Festivals in Jharkhand
Sarhul is a festival where Shaal tree and leaves play an important role. Sarhul is celebrated during the spring season when the Shaal trees get new leaves. Shaal flowers are brought to saran sthal (the sacred place) and pahan propitiates the Gods. The priest is called Pahan and he distributes shaal flowers to every villager. The shaal flowers represent the brotherhood and friendship among villagers. It is believed that the earth becomes fertile after this festival as such sowing is taken up.
Santhals, the largest community in Jharkhand, celebrates the same festival as the festival of flowers and calls it Baha. Besides sal, mahua flowers are also used as an important item for the rituals. Santhals celebrate Sohrai with grand festivity. It is preceded by Dansi.
Dansi coincides with Durga Puja while Sohrai is celebrated immediately after Diwali or Kali Puja. Dansi is a dance festival, though not an elaborate ritual function. A small ritualistic act is observed before the dance begins at akhara.
Sohrai is known for the care of domestic animals such as cows and buffaloes. Since these animals are significant in an agricultural society, taking proper care and welfare of them form important ritual of Sohrai. It is celebrated immediately after diwali, on the new moon day. In the evening, earthen lamps are lighted. The next day the cattle are washed, vermilion mixed with oil is put on the cattle and they are garlanded. The festivities include such games as bull fights.
Karma is another festival in Jharkhand that has a close link with nature. Karam Devta, the God of Power, youth and youthfulness is worshipped during the festival. The festival is held on the 11th day of the phases of moon in the Bhadra month. Young girls celebrate this festival for the welfare of their brothers. This ritual is known as jawa. This is held mainly in expectation of good fertility and better household. The unmarried girls decorate a small basket with germinating seeds. It is believed that the worship for good germination of the grains would increase the fertility. The girls offer green melons to the Karam deity as a symbol of ‘son’ which reveals the primitive expectation of human being, i.e. grains and children. On the day of festival, brothers bring branches of karam tree that are placed in the courtyard. These branches, symbolizing Karma god, are worshipped by the sisters. These are ceremoniously immersed in a local pond or river the next day. During this entire period people sing and dance in groups. The entire valley seems to be dancing with the drumbeats. This is one of the rare examples of such a vital and vibrant youth festival in Jharkhand’s Tribal area. The entire tribal area of Jharkhand becomes tipsy during this time.

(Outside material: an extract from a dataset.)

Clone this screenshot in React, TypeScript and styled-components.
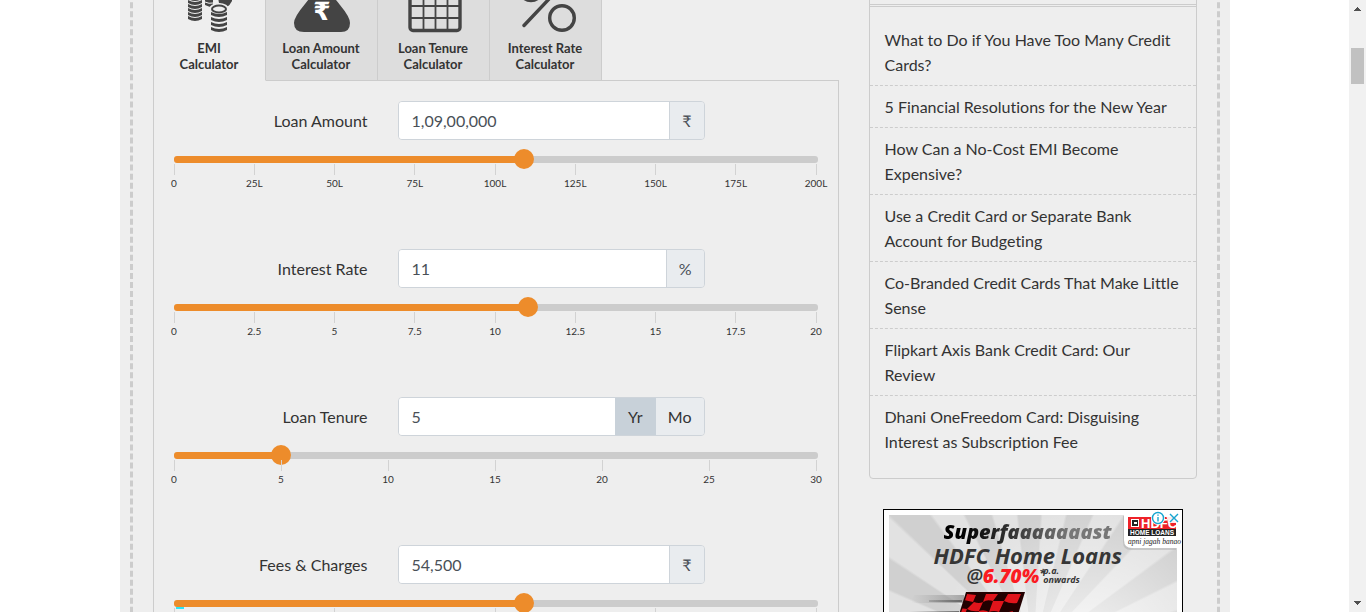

Tusu Parab or Makar: This festival is mostly seen in the area between Bundu, Tamar and Raidih area of Jharkhand. TUSU is a harvest festival held during the winter in the last day of Poush month. It is also for the unmarried girls. Girls decorate a wooden/ bamboo frame with coloured paper and then contribute it to the nearby hilly river.
Hal Punhya: Hal Punhya is a festival which begins with the fall of winter. The first day of Magh month, known as “Akhain Jatra” or “Hal Punhya”, considered as the beginning of Ploughing. The farmers, to symbolize this auspicious morning plough two and half circles of their agricultural land this day is also considered as the symbol of good fortune.
Bhagta Parab: This festival comes between the period of spring and summer. Among the tribal people of Jharkhand this festival is best known as the worship of Budha Baba. People fast during the day and carry the bathing Pahan the priest, to the tribal mandir called Sarana Mandir. The Pahan sometimes called Laya, gets out of the pond, the devotees make a chain, locking their thighs with each other and come forward to offer their bare chest to Laya for walk over. After the worship in the evening, devotees take part in dynamic and vigorous Chhau dance with lots of gymnastic actions and masks. The next day is full of primitive sports of bravery. The devotees pierce hooks on skin and get tied at one end of a long horizontal wooden pole, which is hanging on the top of a vertical Shaal wood pole. The height goes up to 40 feet. The other end of the pole which is connected with a rope is pulled around the pole by the people and the tied devotee display the breath-taking dance in the sky. This festival is more popular in the Tamar region of Jharkhand.
Rohin: This festival is perhaps the first festival of Jharkhand in the calendar year. It is a festival of sowing seeds in the field. Farmers start sowing seeds from this day but there is no dance or song like other tribal festivals but just a few rituals. There are some other festivals like Rajsawala Ambavati and Chitgomha which are also celebrated with Rohin.
Bandna: Bandana is one of the most famous festivals celebrated during the black moon month of Kartik (Kartik Aamavashya). This festival is mainly for the animals. Tribals are very close with animals and pets. In this festival, people wash, clean, paint, decorate feed well and put ornaments to their cows and bulls. The song dedicated for this festival is called Ohira which is an acknowledgement for animal’s contribution in their day-to-day life. The belief behind this festival is animals are integral part of life and have souls as human being do. The most exciting day of the bandana week is the last day. Closured Bulls and buffalos are chained to a strong pole and they are attacked with a dry animal Hyde. The angry animals hit the dry skin with itchier horns and the crowd enjoys. Generally the colours used for decorating animals are natural colours and this artwork is of folk type.